Mr. Persons, the Director of the United States Employment Service, recently stated that "in those states which have affiliated employment services, it is the objective of the United States Employment Service to merge the State service and the National Reemployment Service as quickly as it is financially and administratively possible.(19) In New York, New Jersey, and Connecticut, there has been an amalgamation of the two services. In other states like Pennsylvania, on the other hand, there are two uncoordinated services reporting to different divisions in the United States Employment Service, one under federal control, and one under federal-state control. There are, therefore, three relationships of states to the federal government in the Employment Service, one group of states has National Reemployment Service offices only under federal control, one group has both National Reemployment Service and State Employment Service offices under separate federal and federal-state control, and a third group has both types of offices under a unified administration. Eventually, both systems will probably meet the same standards of operation required by the United States Employment Service, but it is essential that the two services in the states where there is no co-ordination of activities be merged as rapidly as possible. These administrative problems and a host of interesting questions of policy in the employment service can only be mentioned here. More detailed study and extensive field investigation would be necessary to offer adequate analysis of these varied and complex relationships.
(19) Speech before the International Association of Governmental Labor Officials, Boston, September 29, 1934. A recommendation of the Committee on Employment Exchanges adopted by the National Conference for Labor Legislation, February 14-15, 1934 stated: "That the placement services now conducted by local offices of the National Reemployment Service in States where there are regular state employment services affiliated with the United States Employment Service, insofar as these local reemployment offices fit into the permanent long-time program of the State services, be merged with the latter as rapidly as practicable, with due regard to the financial problems involved and to the maintenance of the necessary placement services in the regions naturally tributary to the offices so merged." Report of Proceedings, p. 74.
The Progress Record in Employment
It was just two years ago that the future looked dark for public employment work except in one or two states and in a fear demonstration cities. In the year, and a half since the passage of the Wagner-Peyser Act and the development of an employment policy for placement on Public Works and work relief projects, tremendous progress has been made in the development of an adequate system of public employment offices in this country. There has been a slow but substantial improvement in the standards of operation of the offices already in existence which have become affiliated with the United States Employment Service. Both the established offices and the emergency offices have benefited by the experience of registering and classifying large numbers of applicants and placing workers on all types of work projects.

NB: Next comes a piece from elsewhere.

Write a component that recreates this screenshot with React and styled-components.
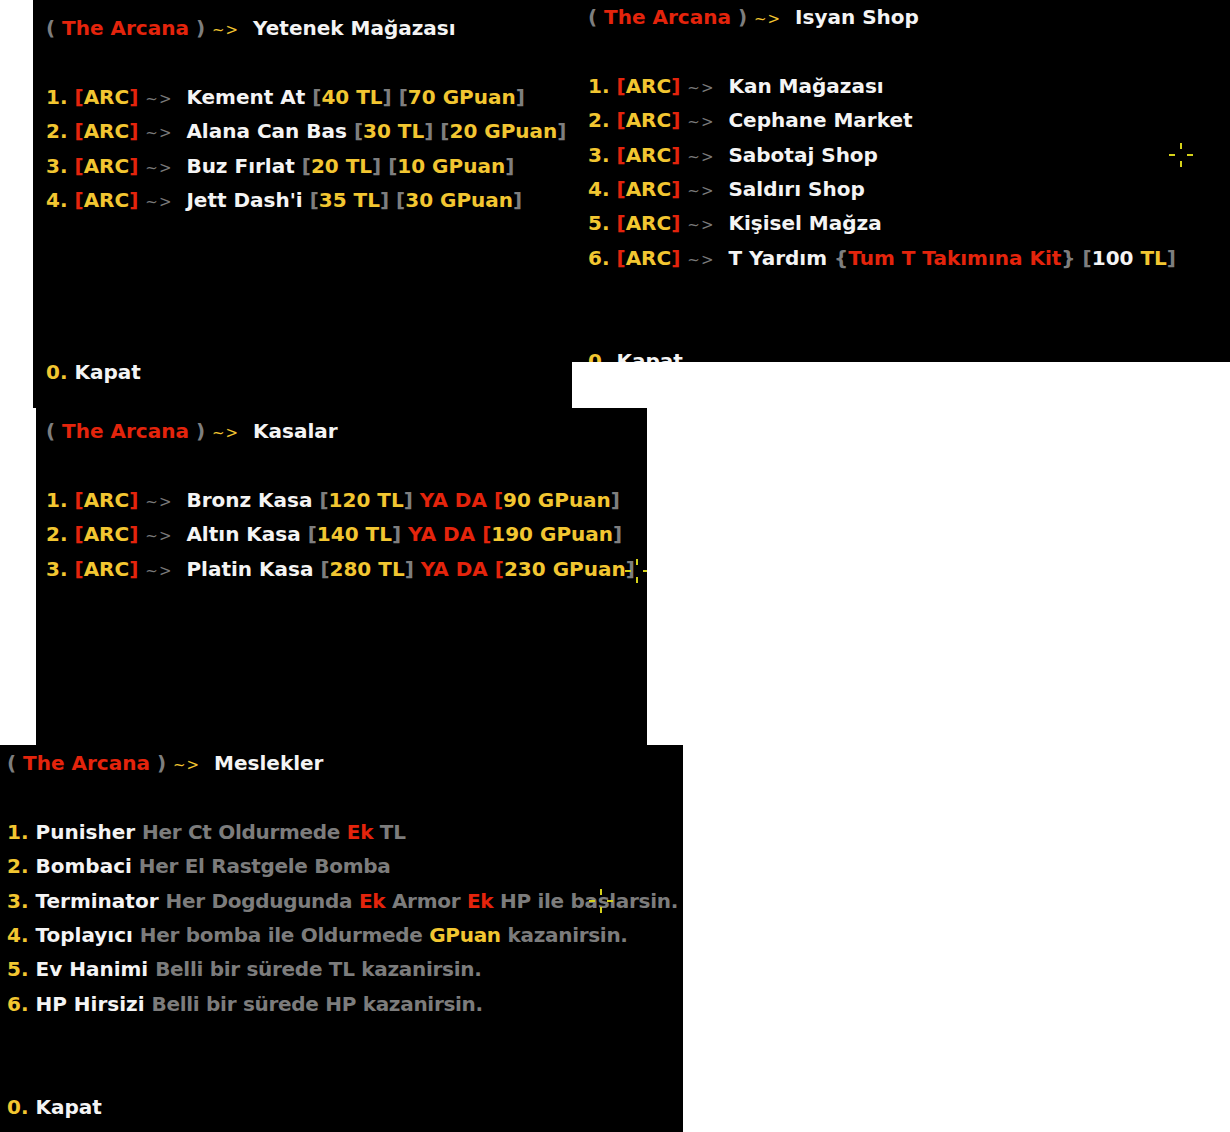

The states which have had considerable experience with public employment offices have forged ahead with their experiments, assured of more financial support than was formerly available. Salaries in employment work are still low in comparison with similar types of professional work, and facilities are frequently less than adequate. In many communities, the long-time program of developing a high type of placement service had to be temporarily set aside this past year to take care of emergency projects. But despite these drawbacks, progress is noticeable in all states. Some cities, for example, are experimenting with specialized bureaus for certain industries or selected occupational groups. Special programs have been developed for young unemployed persons in a number of cities. Vocational training and retraining projects have been sponsored or assisted by the public employment offices in many centers. At least one state has experimented in the transfer of unemployed workers from dying trades in one county to expanding industries in another section of the state. Research prospects in the problems of local and regional employment markets have been started or continued. All of these local experiments need further financial support and might be more valuable if coordinated into a general research and planning program on unemployment problems in local employment centers. But the impression of most observers who have been in touch with public employment work for more than tyro years is that "the employment offices are on the upgrade."

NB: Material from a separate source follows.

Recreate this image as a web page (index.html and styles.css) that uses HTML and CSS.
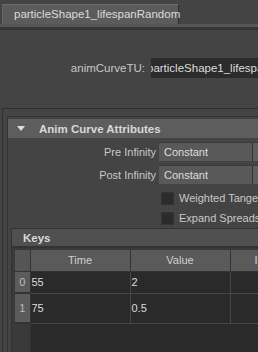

The experience of the United States Employment Service since June 1933, has been invaluable preparation for the administration of an unemployment insurance plan, no matter what its form may take. The success of unemployment insurance, however, as well as of any unemployment relief program depends in part upon the adequacy of the placement work of the public employment offices and any other contribution they can make to the solution of unemployment problems. The development of this aspect of the work of a public employment service is at best a slow process. The administrative problems involved, for example, in attempting to offer a placement service or a qualified employment agent within the walking distance of every working man in the county are stupendous. There is every reason to believe, therefore, that the principles of expansion provided in the Wagner-Peyser Act are sound, and that the adequate functioning of the public employment system should not be sacrificed to secure widespread geographic coverage in the immediate future.

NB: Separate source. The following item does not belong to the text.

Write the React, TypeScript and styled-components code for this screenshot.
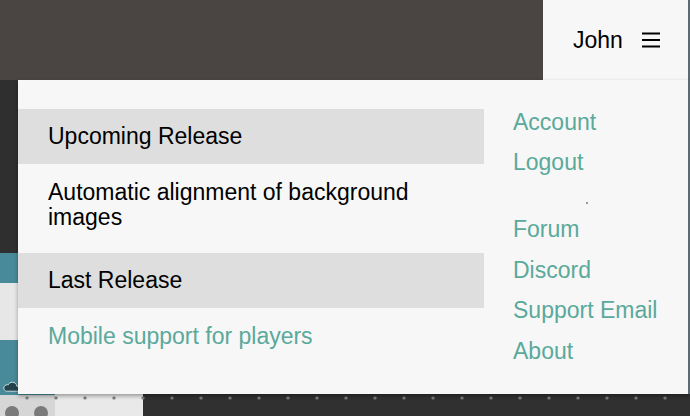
import React from "react";
import styled, { createGlobalStyle } from "styled-components";

const Global = createGlobalStyle`
  html, body {
    margin: 0;
    padding: 0;
    background: #303030;
  }
  body {
    font-family: "Liberation Sans", Arial, sans-serif;
  }
`;

const releases = [
  { title: "Upcoming Release", text: "Automatic alignment of background images", link: false },
  { title: "Last Release", text: "Mobile support for players", link: true },
];

const accountLinks = ["Account", "Logout"];
const communityLinks = ["Forum", "Discord", "Support Email", "About"];

const sideBlocks: { tone: "dark" | "teal" | "light"; h: number; cloud?: boolean }[] = [
  { tone: "dark", h: 173 },
  { tone: "teal", h: 30 },
  { tone: "light", h: 57 },
  { tone: "teal", h: 55, cloud: true },
];

const MenuIcon = () => (
  <svg width="18" height="16" viewBox="0 0 18 16">
    <path d="M0 1.5h18M0 8h18M0 14.5h18" stroke="#000" strokeWidth="2" />
  </svg>
);

const CloudIcon = () => (
  <svg width="17" height="11" viewBox="0 0 17 11">
    <path
      d="M3.5 10.2h10.3c1.5 0 2.6-1.1 2.6-2.5s-1.1-2.4-2.5-2.4c-.3-2.4-2.2-4.1-4.6-4.1-1.8 0-3.3 1-4 2.6-.3-.1-.6-.1-.9-.1C2.4 3.7.8 5.2.8 7s1.2 3.2 2.7 3.2z"
      fill="#24434c"
      stroke="#c9dde2"
      strokeWidth="1"
    />
  </svg>
);

const App = () => {
  return (
    <Page>
      <Global />
      <TopBar>
        <Toolbar />
        <UserButton>
          John
          <MenuIcon />
        </UserButton>
      </TopBar>
      <Workspace>
        <Sidebar>
          {sideBlocks.map((b, i) => (
            <SideBlock key={i} $tone={b.tone} $h={b.h}>
              {b.cloud && <CloudIcon />}
            </SideBlock>
          ))}
        </Sidebar>
        <Palette />
        <Stage />
      </Workspace>
      <Footer>
        <Tray>
          <Knob />
          <Knob />
        </Tray>
        <Palette />
        <Stage />
      </Footer>

      <Dropdown>
        <ReleaseColumn>
          {releases.map((r) => (
            <React.Fragment key={r.title}>
              <SectionTitle>{r.title}</SectionTitle>
              <SectionBody $link={r.link}>{r.text}</SectionBody>
            </React.Fragment>
          ))}
        </ReleaseColumn>
        <LinkColumn>
          {accountLinks.map((l) => (
            <MenuLink key={l}>{l}</MenuLink>
          ))}
          <Divider />
          {communityLinks.map((l) => (
            <MenuLink key={l}>{l}</MenuLink>
          ))}
        </LinkColumn>
      </Dropdown>
    </Page>
  );
};

export default App;

const Page = styled.div`
  position: relative;
  width: 690px;
  height: 416px;
  overflow: hidden;
  display: flex;
  flex-direction: column;
`;

const TopBar = styled.div`
  display: flex;
  height: 80px;
  flex-shrink: 0;
`;

const Toolbar = styled.div`
  flex: 1;
  background: #4a4542;
`;

const UserButton = styled.div`
  width: 115px;
  padding-left: 30px;
  display: flex;
  align-items: center;
  gap: 19px;
  background: #f7f7f7;
  border-right: 2px solid #5d6a73;
  font-size: 23px;
  line-height: 25px;
  color: #000;
  cursor: pointer;
`;

const Workspace = styled.div`
  display: flex;
  height: 315px;
  flex-shrink: 0;
`;

const Sidebar = styled.div`
  width: 55px;
  display: flex;
  flex-direction: column;
`;

const toneColors = {
  dark: "#2f2f2f",
  teal: "#488a99",
  light: "#e7e7e7",
};

const SideBlock = styled.div<{ $tone: "dark" | "teal" | "light"; $h: number }>`
  height: ${(p) => p.$h}px;
  background: ${(p) => toneColors[p.$tone]};
  display: flex;
  align-items: flex-end;
  padding: 0 0 3px 3px;
  box-sizing: border-box;
`;

const Palette = styled.div`
  width: 88px;
  background: #e9e9e9;
`;

const Stage = styled.div`
  flex: 1;
  background: #303030;
`;

const Footer = styled.div`
  position: relative;
  display: flex;
  flex: 1;

  &::after {
    content: "";
    position: absolute;
    left: 0;
    right: 0;
    top: 0;
    height: 8px;
    background-image: radial-gradient(circle, #7c7c7c 1.3px, transparent 1.9px);
    background-size: 29px 8px;
    background-position: 12.5px -1px;
    background-repeat: repeat-x;
  }
`;

const Tray = styled.div`
  width: 55px;
  background: #d6d6d6;
  display: flex;
  gap: 15px;
  padding: 11px 0 0 5px;
  box-sizing: border-box;
`;

const Knob = styled.div`
  width: 14px;
  height: 14px;
  border-radius: 50%;
  background: #7a7a7a;
  flex-shrink: 0;
`;

const Dropdown = styled.div`
  position: absolute;
  top: 80px;
  left: 18px;
  right: 0;
  height: 314px;
  display: flex;
  background: #f7f7f7;
  border-right: 2px solid #5d6a73;
  box-shadow: 0 2px 4px rgba(0, 0, 0, 0.35);
  font-size: 23px;
  line-height: 25px;
  z-index: 10;
`;

const ReleaseColumn = styled.div`
  width: 466px;
  padding-top: 29px;
`;

const SectionTitle = styled.div`
  background: #dedede;
  color: #000;
  padding: 15px 30px 15px;
`;

const SectionBody = styled.div<{ $link?: boolean }>`
  color: ${(p) => (p.$link ? "#5aa99b" : "#000")};
  padding: 16px 30px 23px;
  cursor: ${(p) => (p.$link ? "pointer" : "default")};
`;

const LinkColumn = styled.div`
  flex: 1;
  padding-top: 22px;
  display: flex;
  flex-direction: column;
`;

const MenuLink = styled.a`
  display: block;
  padding: 7.75px 29px;
  color: #5aa99b;
  text-decoration: none;
  cursor: pointer;
`;

const Divider = styled.div`
  position: relative;
  height: 26.5px;

  &::after {
    content: "";
    position: absolute;
    left: 102px;
    top: 19px;
    width: 2px;
    height: 2px;
    background: #9a9a9a;
  }
`;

There is every reason to believe that a greater concentration of the employment function of the relief program in the public employment offices is good governmental administrative policy and sound economic policy. Wide differences now exist between the states concerning the degree of responsibility assumed by the employment offices. The greatest responsibility is probably carried by the Pennsylvania State Employment and Reemployment Services, where the local offices not only register and classify all employable persons on relief, but refer and place workers on all types of works projects. What amounts to a perpetual occupational inventory of applicants on relief is maintained and the labor supply available for all works projects is reported to the relief administration. As in many other states, the offices report to the relief authorities when persons on relief are placed in private employment. The works program in the country as a whole would be enriched by the of the employment techniques in the program, and by the increasing use of the knowledge of employment office workers concerning local, state, and national employment conditions.
The program of the United States Employment Service in the last analysis is a long-time as well as an emergency program, with work ahead in good times as well as bad. Its contribution to the emergency needs of the present is not in any way minimized by this comment. The problems of lack of balance and adjustment between the demand for labor and its supply in the hundreds of occupations in which American workers are employed are always present. Endless "pounding the pavements" looking for work is just as wasteful in periods of prosperity as in periods of depression. Careful selection of workers for jobs is an important social and economic function to perform in industry during any phase of the business cycle. The mass of American workers now depend, and will continue to depend upon jobs in private employment as their main source of economic security. The efforts of the public employment offices to organize the labor market constitute both a direct and an indirect approach to economic security for the individual. The United States Employment Service, as a result, is one of the most strategically placed governmental agencies for making an important and lasting contribution to the movement for greater economic security for American workers.